Transcribe the full listing exactly, and drop every picture.
══ Data block ══
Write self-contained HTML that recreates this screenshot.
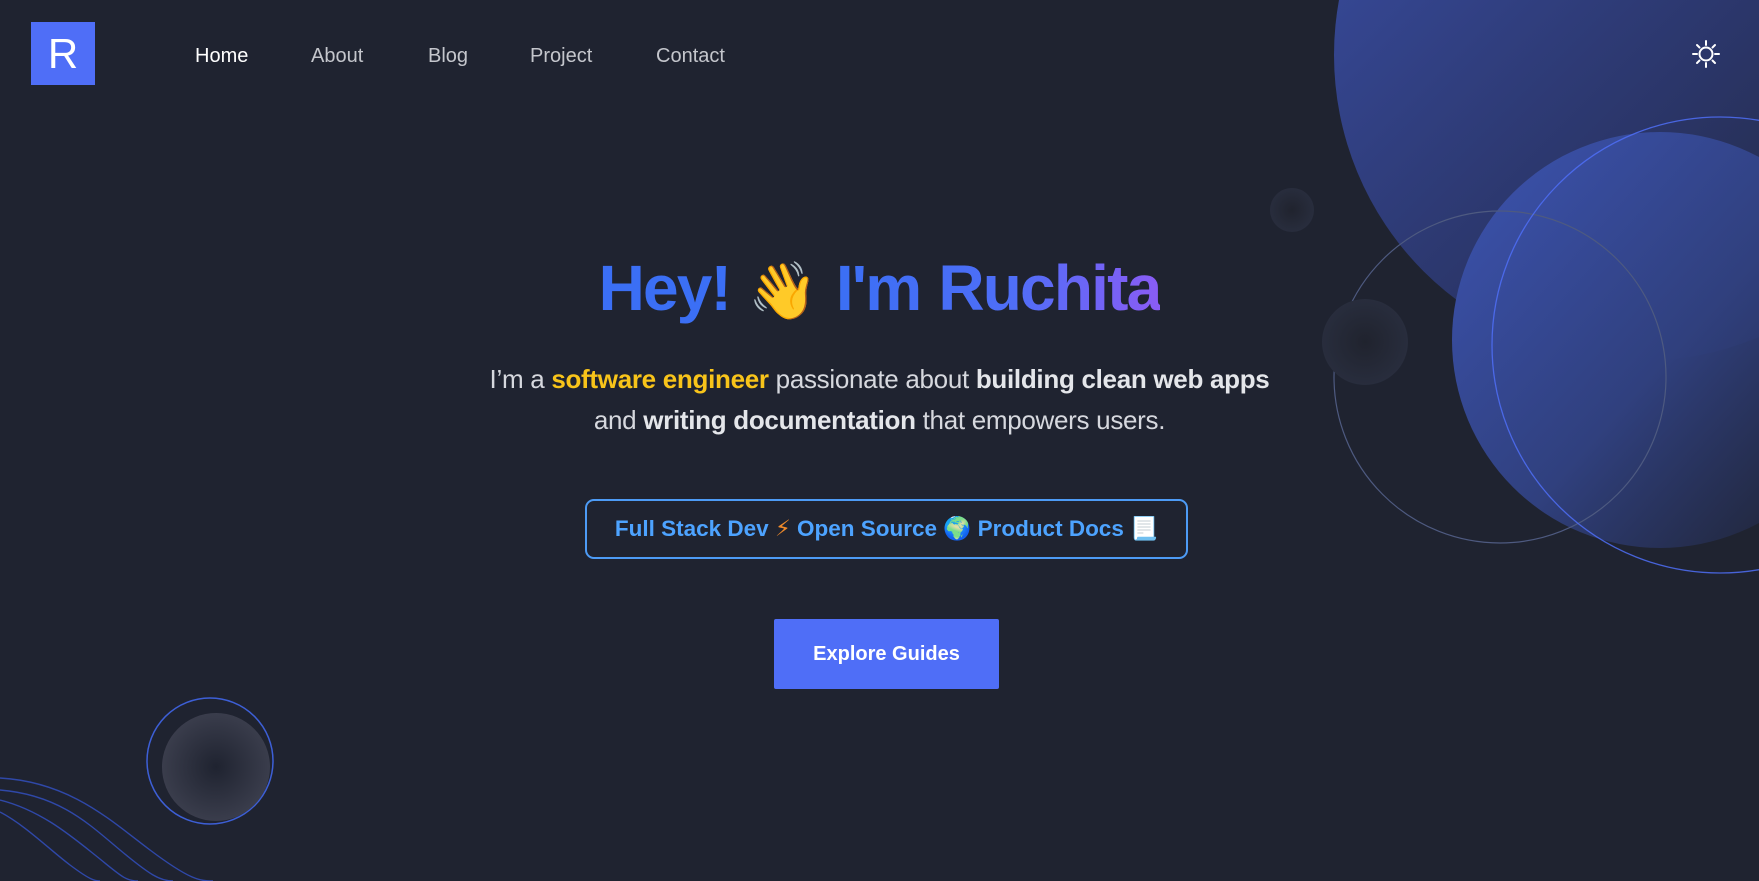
<!DOCTYPE html>
<html><head><meta charset="utf-8"><style>
*{margin:0;padding:0;box-sizing:border-box}
body{width:1759px;height:881px;background:#1f2330;overflow:hidden;position:relative;font-family:"Liberation Sans","DejaVu Sans",sans-serif}
.abs{position:absolute}
.logo{left:31px;top:22px;width:64px;height:63px;background:#4f6ef7;color:#fff;font-size:42px;font-weight:normal;text-align:center;line-height:63px}
.nav a{position:absolute;top:45px;font-size:20px;color:#c4c6cc;text-decoration:none}
h1{position:absolute;left:0;width:1759px;top:251px;text-align:center;font-size:64px;font-weight:800;letter-spacing:-1.8px;word-spacing:2px}
.b{color:#3b6ff5}
.g{background:linear-gradient(90deg,#3b6ff5,#4f6ef7 55%,#8a5cf5);-webkit-background-clip:text;background-clip:text;color:transparent}
p.lead{position:absolute;left:0;width:1759px;top:359px;text-align:center;font-size:26px;line-height:41px;color:#d6d8de;letter-spacing:-0.3px}
p.lead b{color:#e4e6ea}
p.lead .y{color:#f8c41a}
.box{left:585px;top:499px;width:603px;height:60px;border:2px solid #4d9bf5;border-radius:9px;color:#4da3ff;font-size:22.5px;font-weight:bold;text-align:center;line-height:56px}
.btn{left:774px;top:619px;width:225px;height:70px;background:#4f6ef7;color:#fff;font-size:20px;font-weight:bold;text-align:center;line-height:70px;border-radius:2px}
</style></head><body>
<svg class="abs" style="left:0;top:0" width="1759" height="881">
<defs>
<linearGradient id="a" x1="0" y1="0" x2="1" y2="1"><stop offset="0" stop-color="#3b50aa"/><stop offset="0.55" stop-color="#2b366a"/><stop offset="1" stop-color="#1f2330"/></linearGradient>
<linearGradient id="b" x1="0.1" y1="0.1" x2="1" y2="0.9"><stop offset="0" stop-color="#3a50a8"/><stop offset="0.5" stop-color="#30407e"/><stop offset="1" stop-color="#2c3a74" stop-opacity="0"/></linearGradient>
<radialGradient id="c"><stop offset="0" stop-color="#1f2330"/><stop offset="1" stop-color="#3a3d4c"/></radialGradient>
<radialGradient id="d"><stop offset="0" stop-color="#20232e"/><stop offset="1" stop-color="#282d3d"/></radialGradient>
</defs>
<circle cx="1640" cy="55" r="306" fill="url(#a)"/>
<circle cx="1660" cy="340" r="208" fill="url(#b)"/>
<circle cx="1500" cy="377" r="166" fill="none" stroke="#4e5a80" stroke-width="1.2"/>
<circle cx="1720" cy="345" r="228" fill="none" stroke="#4f6ef7" stroke-width="1.3" opacity="0.85"/>
<circle cx="1292" cy="210" r="22" fill="url(#d)"/>
<circle cx="1365" cy="342" r="43" fill="url(#d)"/>
<circle cx="210" cy="761" r="63" fill="none" stroke="#3d5fd6" stroke-width="1.5"/>
<circle cx="216" cy="767" r="54" fill="url(#c)"/>
<g fill="none" stroke="#2f48a8" stroke-width="1.4">
<path d="M0 778 C70 782 110 820 150 850 S200 881 213 881"/>
<path d="M0 790 C60 795 90 825 120 850 S160 881 173 881"/>
<path d="M0 800 C40 810 70 835 95 855 S125 881 138 881"/>
<path d="M0 812 C25 825 50 850 70 865 S95 881 100 881"/>
</g>
<g stroke="#fff" stroke-width="2" fill="none" stroke-linecap="round">
<circle cx="1706" cy="54" r="6.5"/>
<path d="M1706 41v4M1706 63v4M1693 54h4M1715 54h4M1697 45l2.5 2.5M1712.5 60.5l2.5 2.5M1697 63l2.5-2.5M1712.5 47.5l2.5-2.5"/>
</g>
</svg>
<div class="abs logo">R</div>
<div class="nav">
<a style="left:195px;color:#fff">Home</a><a style="left:311px">About</a><a style="left:428px">Blog</a><a style="left:530px">Project</a><a style="left:656px">Contact</a>
</div>
<h1><span class="b">Hey!</span> <span style="font-size:56px;letter-spacing:0">👋</span> <span class="g">I'm Ruchita</span></h1>
<p class="lead">I’m a <b class="y">software engineer</b> passionate about <b>building clean web apps</b><br>and <b>writing documentation</b> that empowers users.</p>
<div class="abs box">Full Stack Dev <span style="color:#f08a2a">⚡</span> Open Source 🌍 Product Docs 📃</div>
<div class="abs btn">Explore Guides</div>
</body></html>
═══
Solution for this problem —
Write self-contained HTML that recreates this screenshot.
<!DOCTYPE html>
<html><head><meta charset="utf-8"><style>
*{margin:0;padding:0;box-sizing:border-box}
body{width:1759px;height:881px;background:#1f2330;overflow:hidden;position:relative;font-family:"Liberation Sans","DejaVu Sans",sans-serif}
.abs{position:absolute}
.logo{left:31px;top:22px;width:64px;height:63px;background:#4f6ef7;color:#fff;font-size:42px;font-weight:normal;text-align:center;line-height:63px}
.nav a{position:absolute;top:45px;font-size:20px;color:#c4c6cc;text-decoration:none}
h1{position:absolute;left:0;width:1759px;top:251px;text-align:center;font-size:64px;font-weight:800;letter-spacing:-1.8px;word-spacing:2px}
.b{color:#3b6ff5}
.g{background:linear-gradient(90deg,#3b6ff5,#4f6ef7 55%,#8a5cf5);-webkit-background-clip:text;background-clip:text;color:transparent}
p.lead{position:absolute;left:0;width:1759px;top:359px;text-align:center;font-size:26px;line-height:41px;color:#d6d8de;letter-spacing:-0.3px}
p.lead b{color:#e4e6ea}
p.lead .y{color:#f8c41a}
.box{left:585px;top:499px;width:603px;height:60px;border:2px solid #4d9bf5;border-radius:9px;color:#4da3ff;font-size:22.5px;font-weight:bold;text-align:center;line-height:56px}
.btn{left:774px;top:619px;width:225px;height:70px;background:#4f6ef7;color:#fff;font-size:20px;font-weight:bold;text-align:center;line-height:70px;border-radius:2px}
</style></head><body>
<svg class="abs" style="left:0;top:0" width="1759" height="881">
<defs>
<linearGradient id="a" x1="0" y1="0" x2="1" y2="1"><stop offset="0" stop-color="#3b50aa"/><stop offset="0.55" stop-color="#2b366a"/><stop offset="1" stop-color="#1f2330"/></linearGradient>
<linearGradient id="b" x1="0.1" y1="0.1" x2="1" y2="0.9"><stop offset="0" stop-color="#3a50a8"/><stop offset="0.5" stop-color="#30407e"/><stop offset="1" stop-color="#2c3a74" stop-opacity="0"/></linearGradient>
<radialGradient id="c"><stop offset="0" stop-color="#1f2330"/><stop offset="1" stop-color="#3a3d4c"/></radialGradient>
<radialGradient id="d"><stop offset="0" stop-color="#20232e"/><stop offset="1" stop-color="#282d3d"/></radialGradient>
</defs>
<circle cx="1640" cy="55" r="306" fill="url(#a)"/>
<circle cx="1660" cy="340" r="208" fill="url(#b)"/>
<circle cx="1500" cy="377" r="166" fill="none" stroke="#4e5a80" stroke-width="1.2"/>
<circle cx="1720" cy="345" r="228" fill="none" stroke="#4f6ef7" stroke-width="1.3" opacity="0.85"/>
<circle cx="1292" cy="210" r="22" fill="url(#d)"/>
<circle cx="1365" cy="342" r="43" fill="url(#d)"/>
<circle cx="210" cy="761" r="63" fill="none" stroke="#3d5fd6" stroke-width="1.5"/>
<circle cx="216" cy="767" r="54" fill="url(#c)"/>
<g fill="none" stroke="#2f48a8" stroke-width="1.4">
<path d="M0 778 C70 782 110 820 150 850 S200 881 213 881"/>
<path d="M0 790 C60 795 90 825 120 850 S160 881 173 881"/>
<path d="M0 800 C40 810 70 835 95 855 S125 881 138 881"/>
<path d="M0 812 C25 825 50 850 70 865 S95 881 100 881"/>
</g>
<g stroke="#fff" stroke-width="2" fill="none" stroke-linecap="round">
<circle cx="1706" cy="54" r="6.5"/>
<path d="M1706 41v4M1706 63v4M1693 54h4M1715 54h4M1697 45l2.5 2.5M1712.5 60.5l2.5 2.5M1697 63l2.5-2.5M1712.5 47.5l2.5-2.5"/>
</g>
</svg>
<div class="abs logo">R</div>
<div class="nav">
<a style="left:195px;color:#fff">Home</a><a style="left:311px">About</a><a style="left:428px">Blog</a><a style="left:530px">Project</a><a style="left:656px">Contact</a>
</div>
<h1><span class="b">Hey!</span> <span style="font-size:56px;letter-spacing:0">👋</span> <span class="g">I'm Ruchita</span></h1>
<p class="lead">I’m a <b class="y">software engineer</b> passionate about <b>building clean web apps</b><br>and <b>writing documentation</b> that empowers users.</p>
<div class="abs box">Full Stack Dev <span style="color:#f08a2a">⚡</span> Open Source 🌍 Product Docs 📃</div>
<div class="abs btn">Explore Guides</div>
</body></html>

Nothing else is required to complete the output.